## Problem
Check every line below for the word "React" and give only the number of lines where it appears.
[start Collected data]
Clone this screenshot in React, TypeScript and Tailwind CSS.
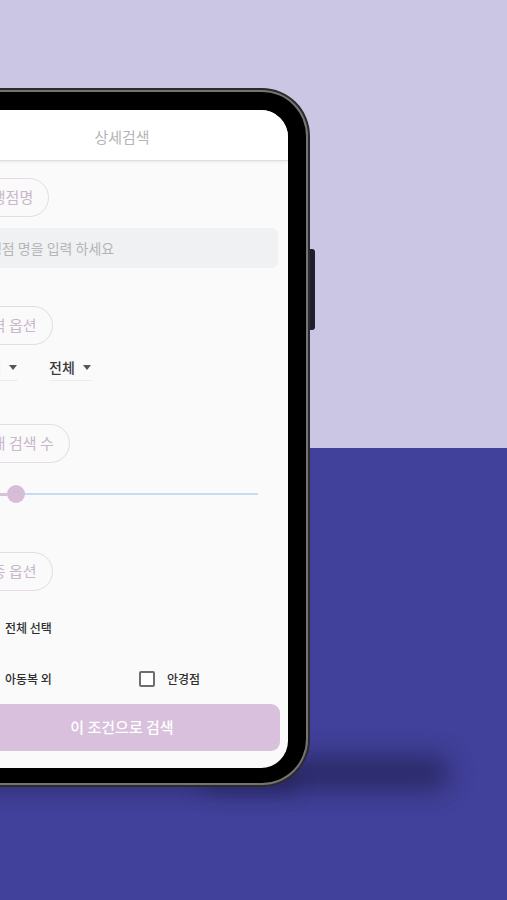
import React from "react";

const font = { fontFamily: '"Noto Sans CJK KR", "Noto Sans", sans-serif' };

function Pill({ children }: { children: React.ReactNode }) {
  return (
    <div className="flex">
      <div className="ml-[6px] inline-flex h-[39px] items-center rounded-full border border-[#e4dae4] px-[15px] text-[15px] text-[#c9b6ca]">
        {children}
      </div>
    </div>
  );
}

function Dropdown() {
  return (
    <div className="flex h-[26px] w-[43px] items-center gap-[8px] border-b border-[#ebebeb]">
      <span className="text-[14px] font-medium text-[#3a3a3a]">전체</span>
      <svg width="8" height="5" viewBox="0 0 8 5">
        <path d="M0 0 L8 0 L4 5 Z" fill="#555" />
      </svg>
    </div>
  );
}

function Check({ label }: { label: string }) {
  return (
    <div className="flex items-center gap-[12px]">
      <div className="h-[16px] w-[16px] rounded-[2px] border-2 border-[#6e6e6e] bg-white" />
      <span className="text-[12px] font-medium text-[#2e2e2e]">{label}</span>
    </div>
  );
}

export default function App() {
  return (
    <div className="relative h-[900px] w-[507px] overflow-hidden" style={font}>
      <div className="h-[448px] bg-[#cac6e3]" />
      <div className="h-[452px] bg-[#41409a]" />

      {/* shadow */}
      <div className="absolute left-[200px] top-[756px] h-[34px] w-[250px] rounded-full bg-[rgba(20,20,55,0.5)] blur-[12px]" />
      <div className="absolute left-[-20px] top-[770px] h-[26px] w-[320px] rounded-full bg-[rgba(20,20,55,0.25)] blur-[8px]" />

      {/* side button */}
      <div className="absolute left-[309px] top-[249px] h-[81px] w-[6px] rounded-r-[3px] bg-[#1e1e2e]" />

      {/* phone */}
      <div className="absolute left-[-66px] top-[88px] h-[699px] w-[376px] rounded-[48px] bg-[#2b2b2b] p-[2px]">
        <div className="h-full w-full rounded-[46px] bg-[#747474] p-[2px]">
          <div className="flex h-full w-full flex-col rounded-[44px] bg-black pb-[15px] pl-[18px] pr-[18px] pt-[18px]">
            <div className="flex flex-1 flex-col overflow-hidden rounded-[27px] bg-[#fafafa]">
              {/* header */}
              <div className="flex h-[51px] shrink-0 items-center justify-center border-b border-[#dedede] bg-white pt-[5px] shadow-[0_1px_3px_rgba(0,0,0,0.08)]">
                <span className="text-[15px] text-[#b5b5b5]">상세검색</span>
              </div>

              <div className="mt-[17px]">
                <Pill>가맹점명</Pill>
              </div>

              <div className="ml-[4px] mr-[10px] mt-[11px] flex h-[40px] items-center rounded-[6px] bg-[#f0f1f3] pl-[16px]">
                <span className="text-[14px] text-[#b5b5b5]">가맹점 명을 입력 하세요</span>
              </div>

              <div className="mt-[38px]">
                <Pill>지역 옵션</Pill>
              </div>

              <div className="ml-[19px] mt-[10px] flex gap-[31px]">
                <Dropdown />
                <Dropdown />
              </div>

              <div className="mt-[43px]">
                <Pill>최대 검색 수</Pill>
              </div>

              <div className="ml-[20px] mr-[30px] mt-[22px] flex h-[18px] items-center">
                <div className="h-[3px] w-[31px] bg-[#d9c2d9]" />
                <div className="h-[18px] w-[18px] shrink-0 rounded-full bg-[#d7bcd7]" />
                <div className="h-[2px] flex-1 bg-[#c6dcf2]" />
              </div>

              <div className="mt-[49px]">
                <Pill>업종 옵션</Pill>
              </div>

              <div className="ml-[21px] mt-[25px] flex h-[24px] items-center">
                <Check label="전체 선택" />
              </div>

              <div className="ml-[21px] mt-[27px] flex h-[24px] items-center">
                <div className="w-[162px]">
                  <Check label="아동복 외" />
                </div>
                <Check label="안경점" />
              </div>

              <div className="mx-[8px] mt-[13px] flex h-[47px] items-center justify-center rounded-[9px] bg-[#d9c0dc]">
                <span className="text-[15px] font-medium text-white">이 조건으로 검색</span>
              </div>
            </div>
          </div>
        </div>
      </div>
    </div>
  );
}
[end Collected data]
## Final result
3